And what are those unused back-up tapes doing under that three-legged table?

On-Call Welcome again to On-Call, our regular look at the things your fellow readers find when they're asked to go out and fix things.

This week we hear about the time that “Stuart” was handed an unusual assignment: his boss asked him to visit his employer's solicitor.

“They felt they had been ripped off by their IT contractor,” Stuart recalls.

It didn't take Stuart long to find the solicitor's server, "in the cloakroom, alongside all the soggy coats and dripping umbrellas”.

The kit had somehow survived the humidity, but was still precarious, as “the main 24-port Hub was balanced on top of the server, remaining in a state of grace only thanks to all the cables attached to it”.

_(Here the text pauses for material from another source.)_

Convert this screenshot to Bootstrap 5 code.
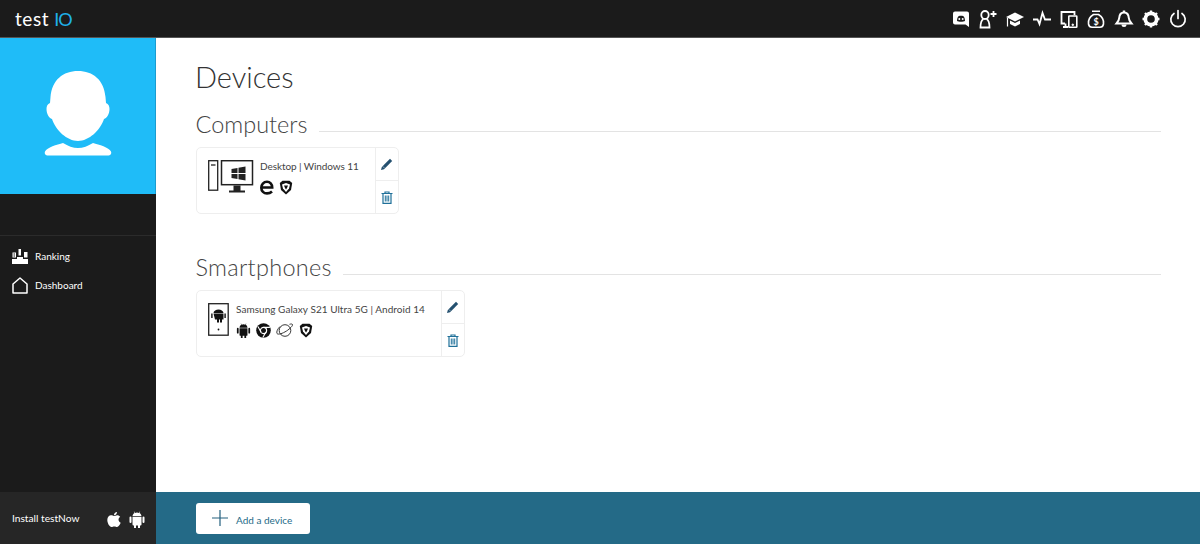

Stuart also noticed a four-legged table with three legs. The fourth was a monitor. Somewhere down there amid the mess was an external HP tape back-up machine.

The boss of the solicitor's office assured him that wonky tables and dripping umbrellas didn't mean he'd skimped on back-up, because he bought a new tape every month. But when Stuart checked to see that data was being preserved, “a Window popped up a prompt asking if I wanted to overwrite the tape”.

Stuart explains: “This disappeared after ten seconds and sure enough, the scheduled back-up was set up to take place at 2AM and no back-ups had taken place for three years! When I explained this to the boss of the solicitor's office, he turned red and almost fainted. No doubt thinking of what the consequences could have been!"

Stuart sorted that in a flash, explained that the firm had plenty of tapes to go on with, departed to the sound of hearty thanks and travelled back to work “feeling smug after moving and fixing the dodgy 'server room', and so much more superior than the IT company he had used”.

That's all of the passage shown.